Massimo Morlacchi e la contessa Cristiana Cuomo sono i proprietari di un atelier nel quale lavorano delle modelle che un assassino mascherato inizia misteriosamente ad uccidere. È questa la trama di Sei donne per l’assassino, film tanto semplice nella struttura narrativa quanto complesso per quel che riguarda la sua costruzione estetica. Possiamo affermare tranquillamente che se La ragazza che sapeva troppo è il preciso punto di partenza del “giallo all’italiana”, Sei donne per l’assassino ne è la prima intera tappa, quella più importante, quella che delinea perfettamente le caratteristiche di tutti i percorsi a venire all’interno del genere. Ma questo film angolare di Bava è anche di più: è la cura certosina per la rappresentazione di un mondo morboso e perverso che viene creato soprattutto attraverso l’uso di un certo tipo di eccesso visivo, dove le policromie si danno come primo veicolo comunicativo per quella che è una pura estetica della morte. Sì, perché in quest’opera Bava sembra davvero interessato prima di ogni cosa alla morte; gli omicidi che si susseguono sono messi in scena con una fantasia e un modo di plasmarne le atmosfere che a volte si rischia veramente di perdersi in questi momenti percependoli come dei segmenti narrativi a parte, dei piccoli film dentro al film.

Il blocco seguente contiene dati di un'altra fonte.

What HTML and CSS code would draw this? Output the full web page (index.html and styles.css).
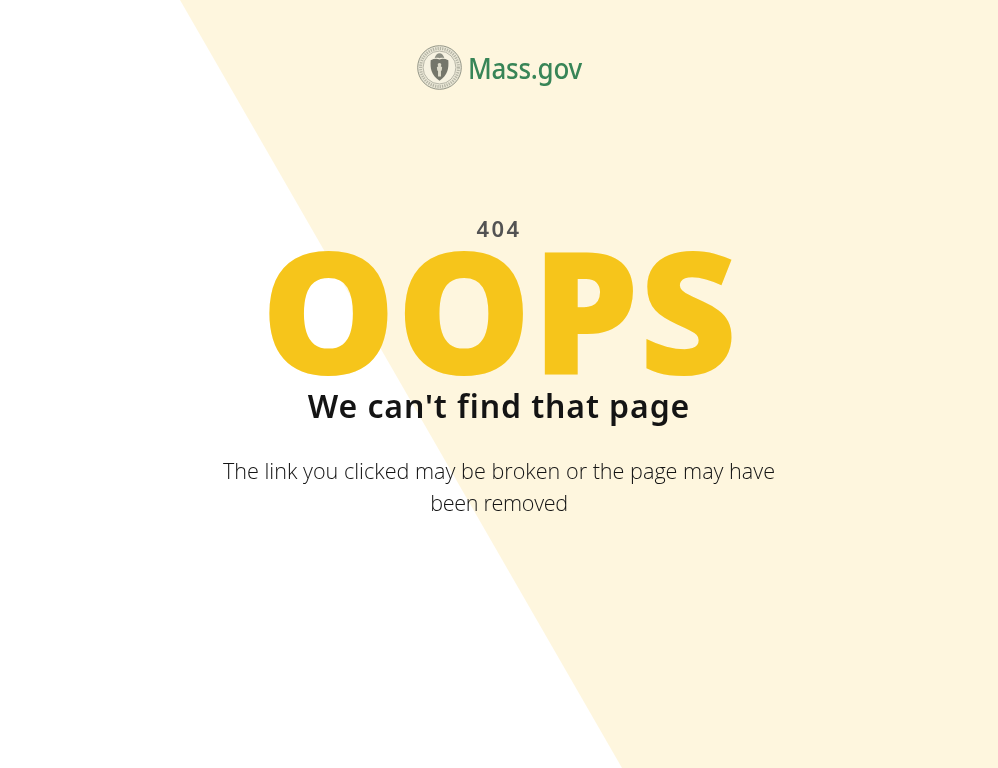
FILE: index.html
```
<!DOCTYPE html>
<html lang="en">
<head>
<meta charset="utf-8">
<title>404 | Mass.gov</title>
<link rel="stylesheet" href="styles.css">
</head>
<body>
<div class="backdrop"></div>
<main class="page">
  <header class="brand">
    <svg class="seal" viewBox="0 0 46 46" aria-hidden="true">
      <circle cx="23" cy="23" r="22.300" fill="#ece9d8" stroke="#8f9183" stroke-width="1"/>
      <circle cx="23" cy="23" r="19.400" fill="none" stroke="#b5b5a6" stroke-width="3" stroke-dasharray="1.300 1.100"/>
      <circle cx="23" cy="23" r="16.800" fill="#f6f2e1" stroke="#8b8d80" stroke-width=".6"/>
      <path d="M14 15.500c3.300-1.500 6.300-1.700 9-.8 2.700-.9 5.700-.7 9 .8 .6 8-.3 15-9 21-8.700-6-9.600-13-9-21z" fill="#74766b"/>
      <path d="M23 8.500c-2.300 0-4 1.500-5 5 1.800-.6 3.500-.5 5 0 1.500-.5 3.200-.6 5 0-1-3.500-2.700-5-5-5z" fill="#8d8f83"/>
      <path d="M23 18.500c1.200 0 1.800.8 1.800 1.800 0 .6-.2 1.100-.5 1.400l1.400 1.100-.4 3-.8 1v5.500h-3v-5.500l-.8-1-.4-3 1.400-1.100c-.3-.3-.5-.8-.5-1.400 0-1 .6-1.800 1.800-1.800z" fill="#dedccb"/>
    </svg>
    <span class="wordmark">Mass.gov</span>
  </header>
  <section class="message">
    <p class="code">404</p>
    <h1 class="oops">OOPS</h1>
    <h2 class="title">We can't find that page</h2>
    <p class="detail">The link you clicked may be broken or the page may have <span class="detail-end">been removed</span></p>
  </section>
</main>
</body>
</html>
```
FILE: styles.css
```
* { box-sizing: border-box; }
html, body { margin: 0; padding: 0; height: 100%; }
body {
  background: #fff;
  font-family: "Open Sans", sans-serif;
  overflow: hidden;
}
.backdrop {
  position: fixed;
  inset: 0;
  background: #fef6de;
  clip-path: polygon(180px 0, 100% 0, 100% 100%, 622px 100%);
}
.page {
  position: relative;
  display: flex;
  flex-direction: column;
  align-items: center;
  padding-top: 45px;
}
.brand {
  display: flex;
  align-items: center;
  gap: 6px;
  height: 45px;
}
.seal { width: 45px; height: 45px; display: block; filter: blur(.5px); }
.wordmark {
  font-family: "Noto Sans", sans-serif;
  font-size: 28px;
  font-weight: 500;
  letter-spacing: -.3px;
  color: #388557;
  line-height: 45px;
  margin: 2px -9px 0 0;
  transform: scaleX(.927);
  transform-origin: left center;
  filter: blur(.3px);
}
.message {
  display: flex;
  flex-direction: column;
  align-items: center;
  width: 570px;
  margin-top: 124px;
  text-align: center;
}
.code {
  margin: 0;
  font-family: "Noto Sans", sans-serif;
  font-size: 22px;
  font-weight: 600;
  letter-spacing: 2.400px;
  line-height: 28px;
  color: #535353;
}
.oops {
  margin: 0 0 10px;
  font-size: 170px;
  font-weight: 800;
  line-height: 132px;
  color: #f6c51b;
}
.title {
  margin: 0;
  font-family: "Noto Sans", sans-serif;
  font-size: 32px;
  font-weight: 600;
  letter-spacing: .9px;
  line-height: 44px;
  color: #141414;
}
.detail {
  margin: 27px 0 0;
  font-size: 21.600px;
  font-weight: 300;
  line-height: 32px;
  color: #141414;
}
.detail-end { letter-spacing: -.33px; }
```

Per la prima volta nel cinema italiano dunque appare la figura del folle omicida, una figura che in pochi ignoreranno e che riuscirà, in un modo o nell’altro, a reincarnarsi in molti degli assassini che il cinema (e qui è bene sottolinearlo, non solo italiano) immetterà sugli schermi di mezzo mondo. Sei donne per l’assassino è in definitiva, come scriveva Emmanuel Carrère su un numero di Positif del 1978: “l’essenza stessa di una poesia funebre che non ha trovato interprete migliore”.